Selling UAT as a Service: How MSPs Can Add Testing to Their Offering
Here's something most MSPs already know but haven't acted on: you're already doing UAT work. It's buried inside implementation projects, under-scoped in statements of work, and delivered by consultants who are simultaneously trying to finish configuration. The testing happens, but it's not a service — it's an afterthought. And that means you're leaving real money on the table.
This guide is for MSP owners, directors, and practice leads who want to turn UAT into a proper service line — with its own pricing, its own SLA, and its own margin. Not as a nice-to-have bolt-on, but as a genuine revenue stream that also happens to make your projects more successful.

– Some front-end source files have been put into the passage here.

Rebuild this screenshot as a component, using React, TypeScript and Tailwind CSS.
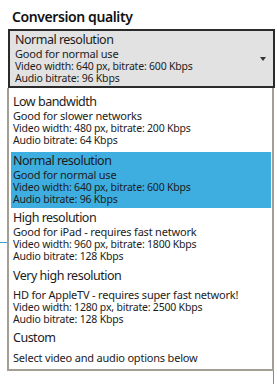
import React from 'react';

type Option = {
  title: string;
  desc: string;
  video?: string;
  audio?: string;
  selected?: boolean;
  box: string;
  gap?: string;
};

const options: Option[] = [
  {
    title: 'Low bandwidth',
    desc: 'Good for slower networks',
    video: 'Video width: 480 px, bitrate: 200 Kbps',
    audio: 'Audio bitrate: 64 Kbps',
    box: 'h-[58px]',
  },
  {
    title: 'Normal resolution',
    desc: 'Good for normal use',
    video: 'Video width: 640 px, bitrate: 600 Kbps',
    audio: 'Audio bitrate: 96 Kbps',
    selected: true,
    box: 'h-[56px] pt-[1px]',
  },
  {
    title: 'High resolution',
    desc: 'Good for iPad - requires fast network',
    video: 'Video width: 960 px, bitrate: 1800 Kbps',
    audio: 'Audio bitrate: 128 Kbps',
    box: 'h-[57px] pt-[2px]',
  },
  {
    title: 'Very high resolution',
    desc: 'HD for AppleTV - requires super fast network!',
    video: 'Video width: 1280 px, bitrate: 2500 Kbps',
    audio: 'Audio bitrate: 128 Kbps',
    box: 'h-[62px] pt-[3px]',
    gap: 'mt-[5px]',
  },
  {
    title: 'Custom',
    desc: 'Select video and audio options below',
    box: 'h-[42px] pt-[3px]',
    gap: 'mt-[6px]',
  },
];

function OptionBody({ o }: { o: Option }) {
  return (
    <div className="flex flex-col">
      <span className="text-[12.5px] leading-[16px] tracking-[-0.5px]">{o.title}</span>
      <span className={`text-[11px] leading-[12px] tracking-[-0.2px] ${o.gap ?? ''}`}>{o.desc}</span>
      {o.video && <span className="text-[10.5px] leading-[12px] tracking-[-0.2px]">{o.video}</span>}
      {o.audio && <span className="text-[10.5px] leading-[12px] tracking-[-0.2px]">{o.audio}</span>}
    </div>
  );
}

export default function App() {
  return (
    <div
      className="relative flex h-[384px] w-[277px] flex-col overflow-hidden bg-white text-[#1c1c1c]"
      style={{ fontFamily: '"Noto Sans", "Open Sans", sans-serif' }}
    >
      {/* edges of the page that lies behind the open list */}
      <div className="absolute left-0 top-[242px] h-px w-[8px] bg-[#3aa0d8]" />
      <div className="absolute left-[273px] top-[371px] h-[13px] w-px bg-[#3aa0d8]" />

      <h2 className="pl-[12px] pt-[7px] text-[14px] font-semibold leading-[20px] tracking-[-0.4px] text-[#111]">
        Conversion quality
      </h2>

      <div className="ml-[8px] mt-[2px] flex h-[59px] w-[267px] shrink-0 items-start justify-between border-2 border-[#2b2b2b] bg-[#e2e2e2] pl-[5px] pr-[7px] pt-[1px]">
        <OptionBody o={options[1]} />
        <span className="self-center border-x-[3px] border-t-[4px] border-x-transparent border-t-[#333]" />
      </div>

      <div className="relative z-10 ml-[7px] flex h-[283px] w-[267px] shrink-0 flex-col border-x-2 border-b-2 border-[#a59e92] bg-white pl-[2px] pr-[1px] pt-[6px]">
        {options.map((o) => (
          <div
            key={o.title}
            className={`shrink-0 pl-[2px] ${o.box} ${o.selected ? 'bg-[#3eaee0]' : ''}`}
          >
            <OptionBody o={o} />
          </div>
        ))}
      </div>
    </div>
  );
}
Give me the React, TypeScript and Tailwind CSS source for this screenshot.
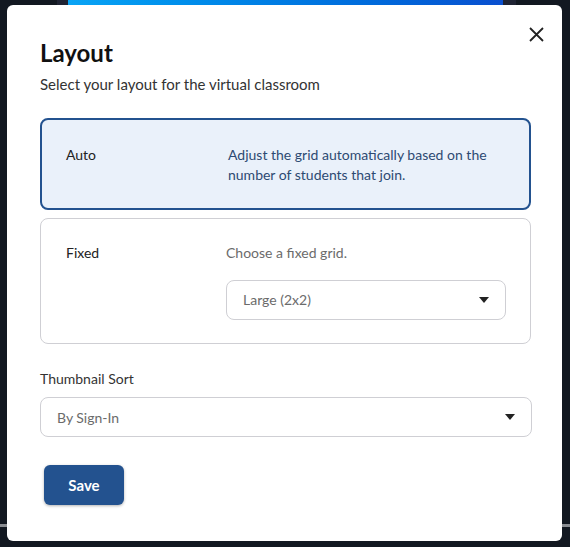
import { useState } from "react";

type Mode = "auto" | "fixed";

function Caret() {
  return (
    <svg width="10" height="6" viewBox="0 0 10 6" className="shrink-0">
      <path d="M0 0h10L5 6z" fill="#222" />
    </svg>
  );
}

function Select({ value, className }: { value: string; className?: string }) {
  return (
    <div
      className={`h-[40px] flex items-center justify-between rounded-lg border border-[#cfcfd4] bg-white pl-4 pr-[16px] text-[14px] text-[#6b6b6b] ${className ?? ""}`}
    >
      <span>{value}</span>
      <Caret />
    </div>
  );
}

export default function App() {
  const [mode, setMode] = useState<Mode>("auto");

  return (
    <div
      className="relative w-[570px] h-[547px] overflow-hidden bg-[#121821]"
      style={{ fontFamily: "Lato, 'Open Sans', sans-serif" }}
    >
      {/* backdrop bits peeking around the modal */}
      <div className="flex h-[6px]">
        <div className="w-[57px] bg-[#121821]" />
        <div className="w-[11px] bg-[#1f2333]" />
        <div className="w-[435px] bg-gradient-to-r from-[#0aa4f5] to-[#0a4fcf]" />
        <div className="w-[13px] bg-[#1f2333]" />
      </div>
      <div className="absolute left-0 right-0 top-[524px] h-[3px] bg-[#8a8d92]" />

      {/* MODAL */}
      <div className="absolute left-[7px] top-[5px] w-[555px] h-[536px] rounded-md bg-white pl-[33px] pr-[31px] pt-[33px]">
        <button className="absolute right-[14px] top-[18px] p-1 text-[#222]" title="Close">
          <svg width="15" height="15" viewBox="0 0 15 15">
            <path d="M1 1l13 13M14 1L1 14" stroke="#222" strokeWidth="1.8" />
          </svg>
        </button>

        <h1 className="text-[24px] leading-[30px] font-bold text-[#111]">Layout</h1>
        <p className="mt-[6px] text-[15px] leading-[20px] text-[#333]">
          Select your layout for the virtual classroom
        </p>

        {/* AUTO */}
        <div
          onClick={() => setMode("auto")}
          className={`mt-[24px] h-[92px] rounded-lg grid grid-cols-[162px_1fr] pl-[24px] pr-4 pt-[25px] text-[14px] leading-[20px] cursor-pointer ${
            mode === "auto"
              ? "border-2 border-[#23528f] bg-[#eaf1fa]"
              : "border border-[#cfcfd4] bg-white"
          }`}
        >
          <span className="text-[#222]">Auto</span>
          <span className="text-[#2d4a72]">
            Adjust the grid automatically based on the number of students that join.
          </span>
        </div>

        {/* FIXED */}
        <div
          onClick={() => setMode("fixed")}
          className={`mt-[8px] h-[126px] rounded-lg grid grid-cols-[160px_1fr] pl-[25px] pr-[24px] pt-[24px] text-[14px] leading-[20px] cursor-pointer ${
            mode === "fixed"
              ? "border-2 border-[#23528f] bg-[#eaf1fa]"
              : "border border-[#cfcfd4] bg-white"
          }`}
        >
          <span className="text-[#222]">Fixed</span>
          <div className="flex flex-col">
            <span className="text-[#6b6b6b]">Choose a fixed grid.</span>
            <Select value="Large (2x2)" className="mt-[17px]" />
          </div>
        </div>

        {/* THUMBNAIL SORT */}
        <div className="mt-[25px] text-[14px] leading-[20px] text-[#333]">Thumbnail Sort</div>
        <Select value="By Sign-In" className="mt-[8px] w-[492px]" />

        <button className="mt-[28px] ml-[4px] w-[80px] h-[40px] rounded-md bg-[#23528f] text-white text-[15px] font-bold shadow-[0_1px_3px_rgba(0,0,0,0.3)]">
          Save
        </button>
      </div>
    </div>
  );
}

The Opportunity You're Missing
Look at any typical ERP or system implementation project. There's a line item for discovery, one for configuration, one for data migration, one for training. Testing? It's usually lumped into "implementation support" or "project management" — a vague bucket that covers everything from writing test scripts to chasing users who haven't logged in yet.
The result is predictable. UAT is under-resourced, under-planned, and under-priced. Your consultants end up running tests that clients should be running. Defects get found late. Go-lives get delayed. And you absorb the cost because it was never properly scoped in the first place.
Now think about what happens if you pull UAT out of the project bundle and treat it as its own service. Suddenly you've got a clearly defined deliverable with measurable outcomes. You can scope it properly, price it fairly, and staff it with people whose job is to run testing — not people who are trying to finish configuration at the same time.
The commercial case is straightforward:
- ✓You capture revenue that's currently hidden inside project costs
- ✓You deliver better outcomes because testing gets proper attention
- ✓You differentiate from competitors who still treat UAT as an afterthought
- ✓You create a repeatable service that scales across your client base
If you're already following a structured approach to UAT delivery, you're halfway there. The next step is packaging it as something you sell, not something you absorb.
Why Clients Will Pay for It
There's a common fear that clients won't want to pay for testing separately. That they'll see it as something that should be included in the project. In practice, the opposite is true — once you frame it correctly.
Most clients don't want to manage UAT themselves. They don't have the expertise to design test scenarios that cover their actual business processes. They don't have tooling — they're using spreadsheets, email threads, and shared drives. And they certainly don't have the time. Their people are already doing their day jobs whilst being asked to test a system they've barely been trained on.
The conversation isn't "do you want to pay for testing?" It's "do you want your go-live to succeed?" Every client who's been through a painful go-live — and most have — understands the cost of getting testing wrong. Delayed launches, business disruption, emergency fixes, loss of confidence in the system. The cost of professional UAT management is trivial compared to the cost of a failed go-live.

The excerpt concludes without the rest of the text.